Infrastructure Monitoring

Infrastructure Monitoring

WLCG/OSG is operating more than 200 perfSONAR agents world-wide. A typical perfSONAR deployment has many services that need to function correctly for the the system to work. As we scale-up to many perfSONAR deployments across many sites it can be difficult to verify everything is working correctly.

perfSONAR monitoring instance actively monitors the state of the infrastructure for both remote perfSONAR installation as well as central services. The instance is based on ETF, which is an open source measurement middleware for functional/availability testing of the resources. In order to access the page you'll need to have x509 grid certificate loaded in the browser.

A sample initial dashboard is shown below:

Initial perfSONAR dashboard

You can use quicksearch in the left pane to search for hostnames, domains or tests. The tests performed can be divided into four categories:

  1. Configuration tests (perfSONAR configuration:) tests if the contact, organisation and meshes were set following our installation guide.
  2. Service tests (perfSONAR services:) check if different perfSONAR toolkit services are up and running correctly as well as if ports are reachable from OSG subnets.
  3. Hardware test (perfSONAR hardware) checks if the node conforms to the minimal hardware requirements (see Requirements for details)
  4. Freshness tests (perfSONAR freshness) is a high level test that checks what tests are available in the local measurement archive and compares this with the tests configured. There can be many different reasons why certain tests are stale, such as disfunctional remote perfSONAR nodes, network connectivity issues as well as local issues with measurement archive or scheduling, therefore this test is informative and never reaches critical state. A special kind of freshness tests are OSG datastore freshness tests, which account for what fraction of tests results are stored centrally as compared to local measurement archive. It mainly reflects on the efficiency of the central OSG collector and doesn't provide any information on the on the local services.
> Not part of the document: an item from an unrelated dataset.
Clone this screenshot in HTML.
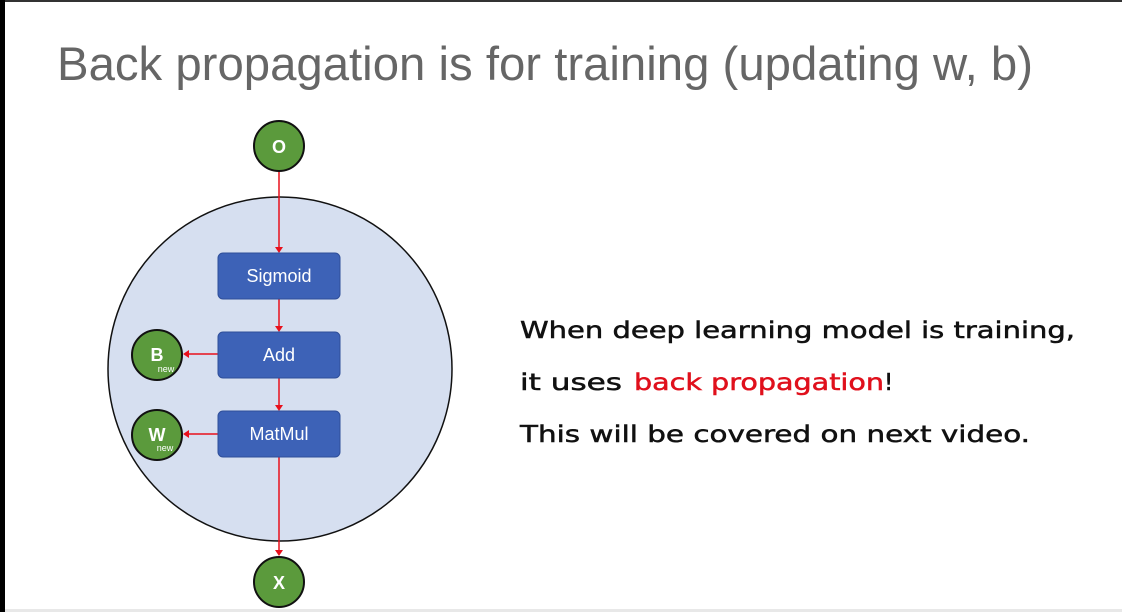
<!DOCTYPE html>
<html><head><meta charset="utf-8"><style>
html,body{margin:0;padding:0;background:#fff;}
svg{display:block;}
</style></head><body>
<svg width="1122" height="612" viewBox="0 0 1122 612" xmlns="http://www.w3.org/2000/svg">
<rect width="1122" height="612" fill="#fff"/>
<rect x="0" y="0" width="1122" height="2" fill="#333"/>
<rect x="0" y="0" width="5" height="612" fill="#000"/>
<rect x="5" y="609" width="1117" height="3" fill="#e8e8e8"/>
<text x="57" y="80" font-family="Liberation Sans, sans-serif" font-size="47" fill="#666" textLength="976" lengthAdjust="spacingAndGlyphs">Back propagation is for training (updating w, b)</text>

<circle cx="280" cy="369" r="172" fill="#d6dff0" stroke="#111" stroke-width="1.5"/>
<g stroke="#e8101c" stroke-width="1.5" fill="#e8101c">
<line x1="279" y1="171" x2="279" y2="248"/><path d="M275 247 L283 247 L279 253Z" stroke="none"/>
<line x1="279" y1="299" x2="279" y2="327"/><path d="M275 326 L283 326 L279 332Z" stroke="none"/>
<line x1="279" y1="378" x2="279" y2="406"/><path d="M275 405 L283 405 L279 411Z" stroke="none"/>
<line x1="279" y1="457" x2="279" y2="551"/><path d="M275 550 L283 550 L279 556Z" stroke="none"/>
<line x1="218" y1="354" x2="188" y2="354"/><path d="M189 350 L189 358 L183 354Z" stroke="none"/>
<line x1="218" y1="434" x2="188" y2="434"/><path d="M189 430 L189 438 L183 434Z" stroke="none"/>
</g>
<g fill="#3d62b7" stroke="#2f4f9a" stroke-width="1">
<rect x="218" y="253" width="122" height="46" rx="5"/>
<rect x="218" y="332" width="122" height="46" rx="5"/>
<rect x="218" y="411" width="122" height="46" rx="5"/>
</g>
<g font-family="Liberation Sans, sans-serif" font-size="18" fill="#fff" text-anchor="middle">
<text x="279" y="282">Sigmoid</text>
<text x="279" y="361">Add</text>
<text x="279" y="440">MatMul</text>
</g>
<g fill="#5b9a3c" stroke="#111" stroke-width="2">
<circle cx="279" cy="146" r="25"/>
<circle cx="279" cy="582" r="25"/>
<circle cx="157" cy="355" r="25"/>
<circle cx="157" cy="435" r="25"/>
</g>
<g font-family="Liberation Sans, sans-serif" font-weight="bold" fill="#fff" text-anchor="middle">
<text x="279" y="153" font-size="18">O</text>
<text x="279" y="589" font-size="18">X</text>
<text x="157" y="361" font-size="18">B</text>
<text x="157" y="441" font-size="18">W</text>
</g>
<g font-family="Liberation Sans, sans-serif" font-size="9" fill="#fff" text-anchor="middle">
<text x="166" y="372">new</text>
<text x="165" y="451">new</text>
</g>
<g font-family="DejaVu Sans, sans-serif" font-size="23" fill="#111" stroke="#111" stroke-width="0.5">
<text x="520" y="338" textLength="555" lengthAdjust="spacingAndGlyphs">When deep learning model is training,</text>
<text x="520" y="390" textLength="102" lengthAdjust="spacingAndGlyphs">it uses</text>
<text x="634" y="390" fill="#e0101c" stroke="#e0101c" textLength="250" lengthAdjust="spacingAndGlyphs">back propagation</text>
<text x="884" y="390">!</text>
<text x="520" y="442" textLength="510" lengthAdjust="spacingAndGlyphs">This will be covered on next video.</text>
</g>
</svg>
</body></html>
This is sample snapshost showing all metrics for particular perfSONAR instance (latency node in this case): Sample Snapshot of all metrics for a perfSONAR instance

For any issues/questions concerning the monitoring pages and tests, please consult the FAQ

Central services are also monitored with the same tool and their status can be seen by following Business Intelligence/All Aggregations on the left pane. It shows the aggregated status of both production and pre-production services including mesh configuration interface, central datastore and infrastructure monitoring.